An adversary could exploit this by releasing multiple decoys alongside the actual warhead. These decoys, which can be designed to mimic the signature of the warhead, create a "threat cloud" that can overwhelm defensive sensors. Any successful midcourse interceptor system must incorporate highly advanced sensors and processing capabilities to distinguish the real threat from the imposters in a timely manner.
Building a Layered Defense
This new midcourse interceptor program is a critical component of a broader Department of Defense strategy to build a multi-layered missile defense system. It is not intended to be a standalone solution but rather to work in concert with other defensive assets.
The concept involves creating successive opportunities to defeat an incoming missile:
- Boost-Phase Interception: Targeting missiles just after launch while their engines are still burning.
- Midcourse Interception: Engaging warheads as they travel through space, the focus of this new Space Force initiative.

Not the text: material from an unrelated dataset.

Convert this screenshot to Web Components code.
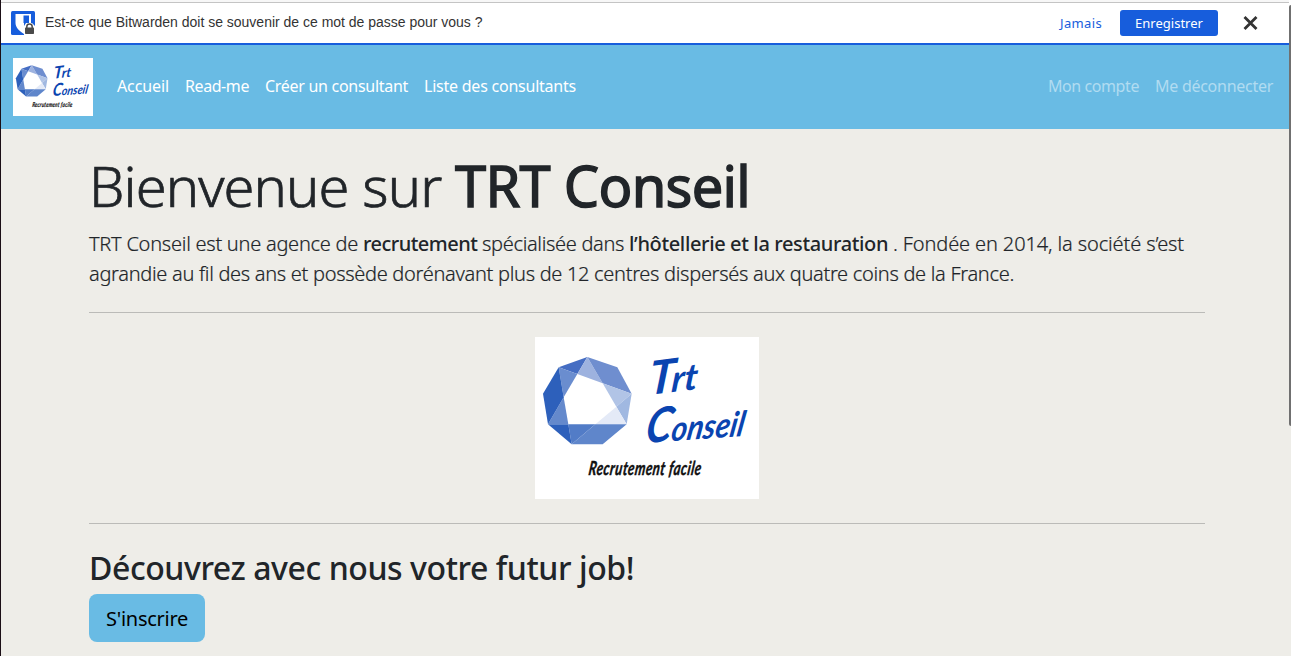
<!DOCTYPE html>
<html lang="fr">
<head>
<meta charset="utf-8">
<title>TRT Conseil</title>
<style>
html,body{margin:0;height:100%;overflow:hidden;background:#eeede8}
</style>
</head>
<body>
<trt-page></trt-page>
<script>
const define = (name, html, ready) => {
  const t = document.createElement('template');
  t.innerHTML = html;
  customElements.define(name, class extends HTMLElement {
    constructor(){ super(); this.attachShadow({mode:'open'}).append(t.content.cloneNode(true)); }
    connectedCallback(){ if (ready) ready(this); }
  });
};

/* Inline text tracked so that it fills the width given in its "w" attribute. */
define('fit-text', `<style>:host{display:inline-block;white-space:pre}span{display:inline-block}</style><span><slot></slot></span>`, el => {
  const s = el.shadowRoot.querySelector('span');
  const w = +el.getAttribute('w');
  const gap = (w - s.getBoundingClientRect().width) / el.textContent.length;
  s.style.letterSpacing = gap + 'px';
  el.style.width = w + 'px';
});

define('trt-logo', `<style>:host{display:block}svg{display:block;width:100%;height:100%;background:#fff;overflow:visible}</style>
<svg viewBox="0 0 224 162" preserveAspectRatio="none">
<g transform="translate(-5 -7) scale(.33333)">
<path fill="#456dc3" d="M86 112L172 81L142 132Z"/>
<path fill="#6a8dcf" d="M86 112L142 132L101 202Z"/>
<path fill="#9db2df" d="M172 81L142 132L218 160Z"/>
<path fill="#6f8ecf" d="M172 81L262 112L305 191L218 160Z"/>
<path fill="#b1c4e6" d="M305 191L218 160L259 230Z"/>
<path fill="#a0b8e1" d="M305 191L259 230L290 283Z"/>
<path fill="#e4eaf7" d="M259 230L290 283H196Z"/>
<path fill="#5f86cb" d="M290 283L218 343H125L196 283Z"/>
<path fill="#527cc7" d="M115 283H196L125 343Z"/>
<path fill="#2d60bb" d="M54 283H115L125 343Z"/>
<path fill="#6489cc" d="M54 283L101 202L115 283Z"/>
<path fill="#2d60bb" d="M86 112L39 191L54 283L101 202Z"/>
</g>
<g font-family="Lato,sans-serif" font-style="italic" font-weight="700">
<text transform="translate(113 58) rotate(-7) skewX(-12) scale(1.12 1.1)" font-size="33" fill="#0a44b0"><tspan font-size="42">T</tspan><tspan dx="-3">rt</tspan></text>
<text transform="translate(109 106) rotate(-4) skewX(-14) scale(1 1.15)" font-size="30" fill="#0a44b0"><tspan font-size="42">C</tspan>onseil</text>
<text transform="translate(53 138) skewX(-8) scale(.75 1.1)" font-size="17.500" fill="#111" stroke="#111" stroke-width=".4" textLength="150">Recrutement facile</text>
</g></svg>`);

define('bitwarden-bar', `<style>
:host{display:flex;align-items:center;box-sizing:border-box;height:45px;border-top:2px solid #f7f7f7;border-bottom:2px solid #175ddc;background:#fff;box-shadow:inset 0 1px #c4c4c4;padding:0 31px 0 10px;font:13px "Noto Sans",sans-serif}
.ic{width:25px;height:24px;margin-right:9px}
.q{font:14px/20px "Liberation Sans",sans-serif;color:#333;flex:1;margin-top:-2px}
.j{color:#175ddc;margin-right:18px}
.b{background:#175ddc;color:#fff;border-radius:3px;width:98px;height:26px;line-height:26px;display:flex;justify-content:center;margin-right:25px}
</style>
<svg class="ic" viewBox="0 0 25 24"><rect width="24" height="24" rx="1.500" fill="#175ddc"/><path d="M4.500 3H20V12H13V23C8 20 4.500 16 4.500 12Z" fill="#fff"/><path d="M12.500 4.500H18V12H12.500Z" fill="#175ddc"/><path d="M13 15L15 12H21L24 15V24H13Z" fill="#fff"/><path d="M15.800 17v-1.300a2.700 2.700 0 0 1 5.400 0V17" fill="none" stroke="#4a4a4a" stroke-width="1.500"/><rect x="14" y="16.500" width="9" height="6.500" rx=".7" fill="#4a4a4a"/></svg>
<div class="q"><fit-text w="437.500">Est-ce que Bitwarden doit se souvenir de ce mot de passe pour vous ?</fit-text></div>
<div class="j"><fit-text w="42">Jamais</fit-text></div>
<div class="b"><fit-text w="68">Enregistrer</fit-text></div>
<svg width="15" height="16" viewBox="0 0 15 15" style="margin-top:1px"><path d="M1.500 1.500L13.500 13.500M13.500 1.500L1.500 13.500" stroke="#333" stroke-width="2.800"/></svg>`);

define('trt-navbar', `<style>
:host{display:flex;align-items:center;height:84px;box-sizing:border-box;background:#69bbe4;color:#fff;padding:0 16px 0 12px;font:16px/24px "Noto Sans",sans-serif}
trt-logo{width:80px;height:58px;margin-right:24px}
nav{display:flex;gap:16px;margin-top:-2px}
.r{margin-left:auto;color:#b1dcf1}
</style><trt-logo></trt-logo>
<nav><fit-text w="52">Accueil</fit-text><fit-text w="64">Read-me</fit-text><fit-text w="143">Créer un consultant</fit-text><fit-text w="152">Liste des consultants</fit-text></nav>
<nav class="r"><fit-text w="91">Mon compte</fit-text><fit-text w="118">Me déconnecter</fit-text></nav>`);

define('trt-button', `<style>:host{display:flex;align-items:center;justify-content:center;box-sizing:border-box;width:116px;height:48px;padding-top:1px;border-radius:8px;background:#69bbe4;color:#000;font:20px/30px "Noto Sans",sans-serif}</style><slot></slot>`);

define('trt-page', `<style>
:host{display:grid;grid-template-columns:1px 1fr 2px;height:656px;overflow:hidden;color:#212529;font-family:"Noto Sans",sans-serif}
.edge{background:#1a0e16}
.rail{padding-top:5px;background:linear-gradient(#fff 45px,#69bbe4 45px 129px,#eeede8 129px)}
.thumb{height:421px;background:#707070;border-radius:2px 0 0 2px}
main{padding:23px 84px 0 88px}
h1{margin:0;font-size:56px;line-height:67px;font-weight:300;white-space:nowrap;-webkit-text-stroke:.7px #212529}
h1 b{font-weight:400;-webkit-text-stroke:1.400px #212529}
.lead{margin:10px 0 0;font-size:20px;line-height:30px;font-weight:300;-webkit-text-stroke:.2px #212529}
.lead div{display:flex;white-space:nowrap}
.lead b{font-weight:500;-webkit-text-stroke:0}
hr{border:0;height:1px;background:#bbbbb8;margin:23px 0 24px}
.fig{width:224px;height:162px;margin:0 auto}
h2{margin:25px 0 7px;font-size:32px;line-height:38px;font-weight:500;white-space:nowrap}
</style>
<div class="edge"></div>
<div><bitwarden-bar></bitwarden-bar><trt-navbar></trt-navbar>
<main>
<h1><fit-text w="366">Bienvenue sur </fit-text><b><fit-text w="295">TRT Conseil</fit-text></b></h1>
<div class="lead">
<div><fit-text w="274">TRT Conseil est une agence de </fit-text><b><fit-text w="119">recrutement </fit-text></b><fit-text w="147">spécialisée dans </fit-text><b><fit-text w="264">l’hôtellerie et la restauration </fit-text></b><fit-text w="291">. Fondée en 2014, la société s’est</fit-text></div>
<div><fit-text w="925">agrandie au fil des ans et possède dorénavant plus de 12 centres dispersés aux quatre coins de la France.</fit-text></div>
</div>
<hr>
<trt-logo class="fig"></trt-logo>
<hr style="margin-bottom:25px;margin-top:24px">
<h2><fit-text w="545">Découvrez avec nous votre futur job!</fit-text></h2>
<trt-button><fit-text w="82">S'inscrire</fit-text></trt-button>
</main></div>
<div class="rail"><div class="thumb"></div></div>`);
</script>
</body>
</html>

- Terminal-Phase Interception: Using ground-based systems like the U.S. Ground-based Midcourse Defense (GMD) system or ship-based systems like Aegis to intercept warheads as they descend towards their targets.
By developing a credible space-based midcourse capability, the Space Force aims to close potential gaps in the current defense architecture. If a boost-phase intercept fails, the space-based layer would provide the next opportunity for engagement, long before the threat enters its final terminal phase. This layered approach significantly increases the probability of a successful defense against even the most advanced ballistic missile threats.